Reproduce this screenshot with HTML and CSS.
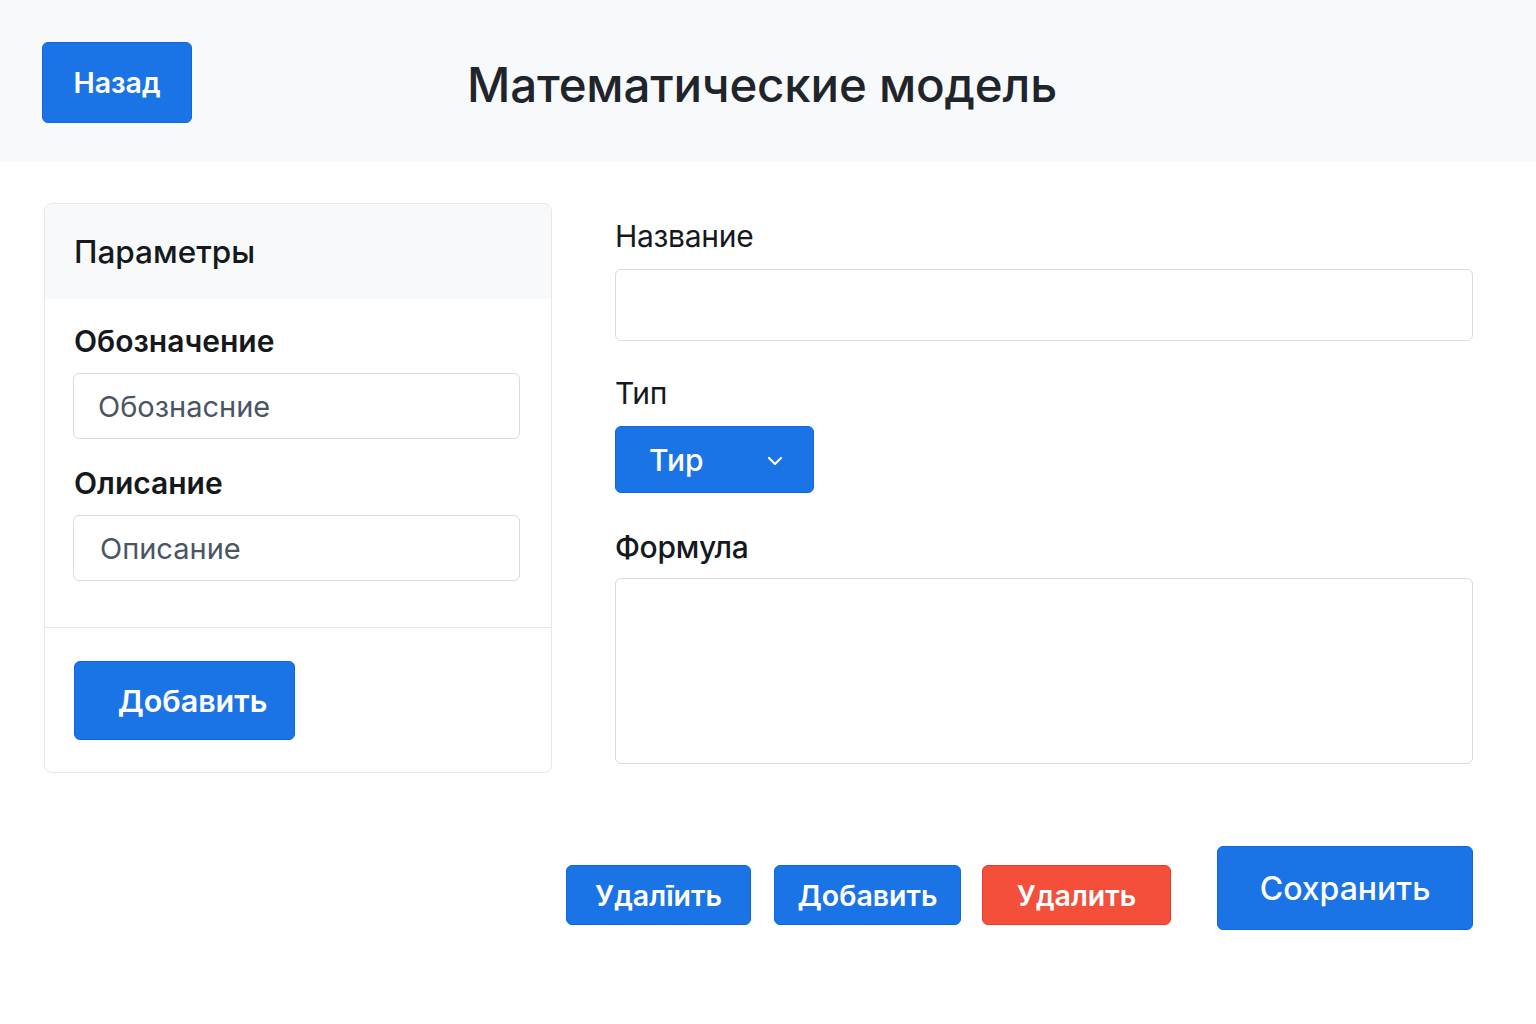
FILE: index.html
```html
<!DOCTYPE html>
<html lang="ru">
<head>
<meta charset="utf-8">
<title>Математические модель</title>
<link rel="stylesheet" href="styles.css">
</head>
<body>
<header class="topbar">
  <div class="topbar-left"><button class="btn btn-back">Назад</button></div>
  <h1 class="title">Математические модель</h1>
  <div></div>
</header>
<main class="main">
  <section class="card">
    <div class="card-header">Параметры</div>
    <div class="card-body">
      <label class="label-bold">Обозначение</label>
      <input class="input input-sm" placeholder="Обознасние">
      <label class="label-bold label-gap">Олисание</label>
      <input class="input input-sm input-pad2" placeholder="Описание">
    </div>
    <div class="card-footer">
      <button class="btn btn-add">Добавить</button>
    </div>
  </section>
  <section class="form">
    <label class="label">Название</label>
    <input class="input input-lg">
    <label class="label label-type">Тип</label>
    <button class="btn btn-select"><span>Тир</span>
      <svg width="16" height="10" viewBox="0 0 16 10" fill="none"><path d="M2 2l6 6 6-6" stroke="#fff" stroke-width="2.2" stroke-linecap="round" stroke-linejoin="round"/></svg>
    </button>
    <label class="label label-formula">Формула</label>
    <textarea class="input textarea"></textarea>
  </section>
</main>
<div class="actions">
  <button class="btn btn-sm w1">Удалīить</button>
  <button class="btn btn-sm w2">Добавить</button>
  <button class="btn btn-sm btn-red w3">Удалить</button>
  <button class="btn btn-save">Сохранить</button>
</div>
</body>
</html>
```
FILE: styles.css
```css
* { box-sizing: border-box; }
body {
  margin: 0;
  background: #ffffff;
  font-family: Inter, "Noto Sans", "Liberation Sans", sans-serif;
  color: #1d2329;
}
.topbar {
  height: 162px;
  background: #f8f9fb;
  display: grid;
  grid-template-columns: 1fr auto 1fr;
  align-items: center;
  padding: 0 42px;
}
.title {
  margin: 0;
  font-size: 47.5px;
  font-weight: 500;
  color: #1f252b;
  letter-spacing: -0.2px;
  padding-top: 6px;
  position: relative;
  left: -6px;
}
.btn {
  font-family: Inter, "Noto Sans", "Liberation Sans", sans-serif;
  background: #1b74e6;
  border: 1px solid #0f66df;
  color: #fff;
  border-radius: 6px;
  cursor: pointer;
  padding: 0;
}
.btn-back {
  width: 150px;
  height: 81px;
  font-size: 28.5px;
  font-weight: 600;
  margin-top: 2px;
}
.main {
  display: grid;
  grid-template-columns: 508px 1fr;
  column-gap: 63px;
  padding: 41px 63px 0 44px;
  align-items: start;
}
.card {
  border: 1px solid #e4e8ed;
  border-radius: 8px;
  overflow: hidden;
}
.card-header {
  height: 95px;
  background: #f8f9fa;
  padding: 0 29px;
  display: flex;
  align-items: center;
  font-size: 31.5px;
  font-weight: 500;
  color: #15191d;
}
.card-body {
  padding: 22px 30px 46px 28px;
  display: flex;
  flex-direction: column;
  border-bottom: 1px solid #e4e8ed;
}
.label-bold {
  font-size: 30px;
  font-weight: 600;
  line-height: 40px;
  color: #15191d;
  margin-bottom: 12px;
  padding-left: 1px;
}
.label-gap { margin-top: 24px; }
.input {
  border: 1.5px solid #d3dbe5;
  border-radius: 6px;
  background: #fff;
  font-family: Inter, "Noto Sans", "Liberation Sans", sans-serif;
  outline: none;
}
.input-sm {
  height: 66px;
  padding: 0 24px;
  font-size: 29px;
  width: 447px;
}
.input-pad2 { padding-left: 26px; }
.input-sm::placeholder { color: #4a5562; }
.card-footer {
  padding: 33px 30px 32px 29px;
}
.btn-add {
  width: 221px;
  height: 79px;
  font-size: 30.5px;
  font-weight: 600;
  padding-left: 16px;
}
.form {
  display: flex;
  flex-direction: column;
  align-items: flex-start;
  padding-top: 13px;
}
.label {
  font-size: 30px;
  font-weight: 400;
  line-height: 40px;
  color: #15191d;
  letter-spacing: -0.3px;
}
.input-lg {
  width: 100%;
  height: 72px;
  margin-top: 13px;
}
.label-type { margin-top: 32px; }
.btn-select {
  margin-top: 13px;
  width: 199px;
  height: 67px;
  display: flex;
  align-items: center;
  justify-content: space-between;
  padding: 0 30px 0 33px;
  font-size: 30px;
  font-weight: 500;
}
.btn-select svg { margin-top: 2px; }
.label-formula {
  margin-top: 34px;
  font-weight: 500;
  font-size: 30px;
}
.textarea {
  width: 100%;
  height: 186px;
  margin-top: 11px;
  resize: none;
}
.actions {
  display: flex;
  justify-content: flex-end;
  align-items: flex-start;
  padding: 73px 63px 0 0;
}
.btn-sm {
  height: 60px;
  margin-top: 19px;
  font-size: 28.5px;
  font-weight: 600;
}
.w1 { width: 185px; margin-right: 23px; }
.w2 { width: 187px; margin-right: 21px; }
.w3 { width: 189px; margin-right: 46px; }
.btn-red {
  background: #f44f3a;
  border-color: #ea3a24;
}
.btn-save {
  width: 256px;
  height: 84px;
  font-size: 32px;
  font-weight: 500;
}
```
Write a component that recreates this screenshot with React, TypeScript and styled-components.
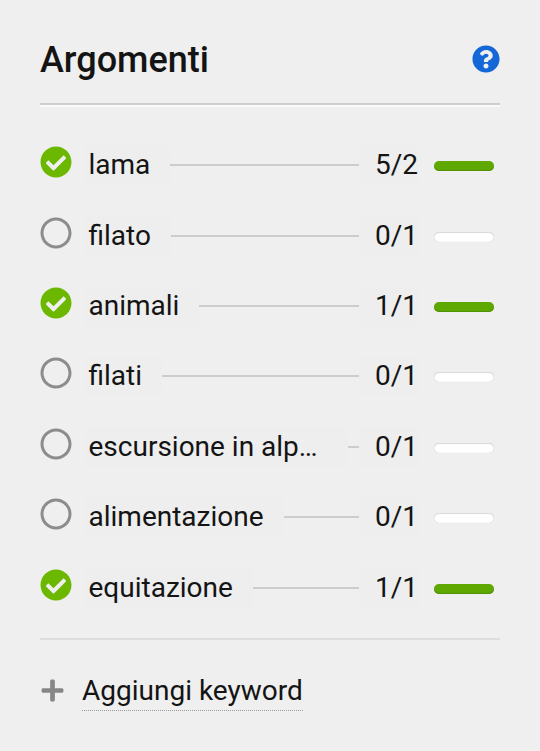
import styled, { createGlobalStyle } from 'styled-components';
import { FaCheckCircle, FaPlus, FaQuestionCircle, FaRegCircle } from 'react-icons/fa';

const keywords = [
  { name: 'lama', count: '5/2', done: true },
  { name: 'filato', count: '0/1', done: false },
  { name: 'animali', count: '1/1', done: true },
  { name: 'filati', count: '0/1', done: false },
  { name: 'escursione in alpeggio', count: '0/1', done: false },
  { name: 'alimentazione', count: '0/1', done: false },
  { name: 'equitazione', count: '1/1', done: true },
];

function App() {
  return (
    <Panel>
      <GlobalStyle />
      <Header>
        <Title>Argomenti</Title>
        <HelpIcon />
      </Header>
      <List>
        {keywords.map((keyword) => (
          <Row key={keyword.name}>
            <Status>{keyword.done ? <DoneIcon /> : <TodoIcon />}</Status>
            <Name>{keyword.name}</Name>
            <Line />
            <Count>{keyword.count}</Count>
            <Bar $done={keyword.done} />
          </Row>
        ))}
      </List>
      <Footer>
        <AddIcon />
        <AddLabel>Aggiungi keyword</AddLabel>
      </Footer>
    </Panel>
  );
}

const GlobalStyle = createGlobalStyle`
  html, body {
    margin: 0;
    background: #efefef;
  }
`;

const Panel = styled.div`
  box-sizing: border-box;
  width: 540px;
  height: 751px;
  padding: 40px 40px 0;
  overflow: hidden;
  background: #efefef;
  color: #141414;
  font-family: Roboto, sans-serif;
`;

const Header = styled.header`
  box-sizing: border-box;
  height: 65px;
  display: flex;
  justify-content: space-between;
  border-bottom: 2px solid #cdcdcd;
  box-shadow: 0 2px 0 #fafafa;
`;

const Title = styled.h2`
  margin: 0;
  font-size: 36px;
  line-height: 40px;
  font-weight: 500;
`;

const HelpIcon = styled(FaQuestionCircle)`
  width: 28px;
  height: 28px;
  margin-top: 5px;
  color: #1467d6;
`;

const List = styled.ul`
  list-style: none;
  margin: 0;
  padding: 40.3px 0 0;
  display: flex;
  flex-direction: column;
  gap: 30.4px;
`;

const Row = styled.li`
  height: 40px;
  display: flex;
  align-items: center;
`;

const Status = styled.span`
  width: 45px;
  height: 32px;
  flex: none;
  margin-top: -6px;
`;

const DoneIcon = styled(FaCheckCircle)`
  display: block;
  width: 32px;
  height: 32px;
  color: #6cb800;
`;

const TodoIcon = styled(FaRegCircle)`
  display: block;
  width: 32px;
  height: 32px;
  color: #8c8c8c;
`;

const Name = styled.span`
  box-sizing: border-box;
  max-width: 263px;
  padding: 0 20px 0 3.5px;
  font-size: 28px;
  line-height: 40px;
  font-weight: 400;
  white-space: nowrap;
  overflow: hidden;
  text-overflow: ellipsis;
  background: #eeeeee;
`;

const Line = styled.span`
  flex: 1;
  min-width: 0;
  height: 2px;
  background: #cdcdcd;
`;

const Count = styled.span`
  box-sizing: border-box;
  width: 59px;
  flex: none;
  padding-left: 16px;
  font-size: 28px;
  line-height: 40px;
  white-space: nowrap;
  background: #eeeeee;
`;

const Bar = styled.span<{ $done: boolean }>`
  box-sizing: border-box;
  width: 60px;
  height: 10px;
  flex: none;
  margin: 2px 6px 0 16px;
  border-radius: 5px;
  background: ${(p) => (p.$done ? '#5fa800' : '#ffffff')};
  box-shadow: ${(p) =>
    p.$done ? 'inset 0 -1px 1px #4f8f00' : 'inset 0 0 1px #b8b8b8, inset 0 1px 1px #dcdcdc'};
`;

const Footer = styled.div`
  margin-top: 30.3px;
  padding-top: 35px;
  border-top: 2px solid #dddddd;
  display: flex;
  align-items: flex-start;
  gap: 17.5px;
`;

const AddIcon = styled(FaPlus)`
  width: 25px;
  height: 25px;
  margin-top: 3px;
  margin-left: -0.5px;
  color: #868686;
`;

const AddLabel = styled.span`
  font-size: 28px;
  line-height: 32px;
  border-bottom: 1px dotted #999999;
  padding-bottom: 3px;
`;

export default App;
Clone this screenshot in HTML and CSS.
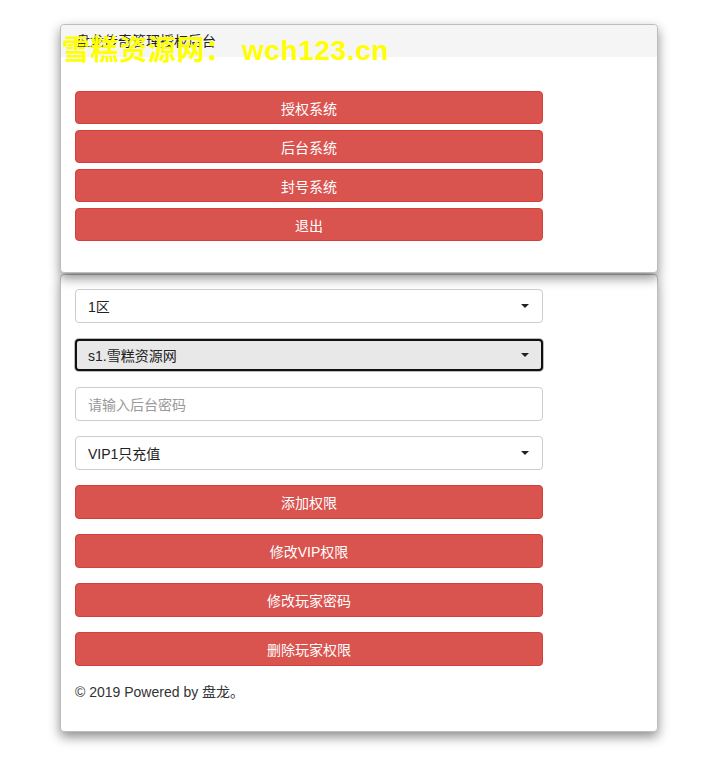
FILE: index.html
```html
<!DOCTYPE html>
<html lang="zh-CN">
<head>
<meta charset="utf-8">
<title>盘龙传奇管理授权后台</title>
<link rel="stylesheet" href="styles.css">
</head>
<body>
<div class="page">
  <div class="panel panel-top">
    <div class="panel-heading">盘龙传奇管理授权后台</div>
    <div class="panel-body top-body">
      <div class="btn-stack">
        <button class="btn">授权系统</button>
        <button class="btn">后台系统</button>
        <button class="btn">封号系统</button>
        <button class="btn">退出</button>
      </div>
    </div>
  </div>
  <div class="panel panel-bottom">
    <div class="panel-body form-body">
      <div class="field select"><span>1区</span><i class="caret"></i></div>
      <div class="field select focused"><span>s1.雪糕资源网</span><i class="caret"></i></div>
      <div class="field input"><span class="ph">请输入后台密码</span></div>
      <div class="field select"><span>VIP1只充值</span><i class="caret"></i></div>
      <button class="btn btn-tall">添加权限</button>
      <button class="btn btn-tall">修改VIP权限</button>
      <button class="btn btn-tall">修改玩家密码</button>
      <button class="btn btn-tall">删除玩家权限</button>
      <p class="footer">© 2019 Powered by 盘龙。</p>
    </div>
  </div>
  <div class="watermark">雪糕资源网： wch123.cn</div>
</div>
</body>
</html>
```
FILE: styles.css
```css
* { box-sizing: border-box; }
html, body { margin: 0; padding: 0; background: #fff; }
body {
  font-family: "Liberation Sans", Arial, "Noto Sans CJK SC", sans-serif;
  font-size: 14px;
  color: #333;
}
.page {
  position: relative;
  width: 598px;
  margin-left: 60px;
  padding-top: 24px;
  padding-bottom: 32px;
}
.panel {
  background: #fff;
  border: 1px solid #bdbdbd;
  border-radius: 4px;
  box-shadow: 0 5px 12px rgba(0,0,0,0.45);
}
.panel-top { height: 249px; position: relative; z-index: 1; }
.panel-bottom { margin-top: 1px; height: 458px; }
.panel-heading {
  background: #f5f5f5;
  height: 32px;
  padding: 6px 15px 0;
  line-height: 20px;
  border-radius: 4px 4px 0 0;
  color: #222;
}
.top-body { padding: 34px 14px 0; }
.btn-stack { display: flex; flex-direction: column; gap: 6px; }
.btn {
  display: block;
  width: 468px;
  height: 33px;
  border: 1px solid #d43f3a;
  border-radius: 4px;
  background: #d9534f;
  color: #fff;
  font-family: inherit;
  font-size: 14px;
  padding: 0;
  cursor: pointer;
}
.btn-tall { height: 34px; }
.form-body {
  padding: 14px 14px 0;
  display: flex;
  flex-direction: column;
  gap: 15px;
}
.field {
  width: 468px;
  height: 34px;
  border: 1px solid #ccc;
  border-radius: 4px;
  display: flex;
  align-items: center;
  justify-content: space-between;
  padding: 0 12px;
  color: #222;
}
.field.focused {
  background: #e8e8e8;
  border: 2px solid #111;
  box-shadow: 0 0 0 1px #bbb;
  padding: 0 11px;
  height: 32px;
  margin-top: 1px;
  margin-bottom: 1px;
}
.ph { color: #999; }
.caret {
  width: 0; height: 0;
  border-left: 4px solid transparent;
  border-right: 4px solid transparent;
  border-top: 4px solid #222;
  margin-right: 1px;
}
.footer { margin: 1px 0 0; line-height: 20px; color: #333; }
.watermark {
  position: absolute;
  z-index: 2;
  left: 2px;
  top: 33px;
  color: #ffff00;
  font-family: "Liberation Sans", "Noto Sans CJK SC", sans-serif;
  font-weight: bold;
  font-size: 28px;
  line-height: 36px;
  white-space: nowrap;
  letter-spacing: 0.6px;
}
```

Instructions to follow: Show every line that contains the word "screenshot".

Correct answer:
Reproduce this screenshot with HTML and CSS.
Write a component that recreates this screenshot with React, TypeScript and styled-components.
Clone this screenshot in HTML and CSS.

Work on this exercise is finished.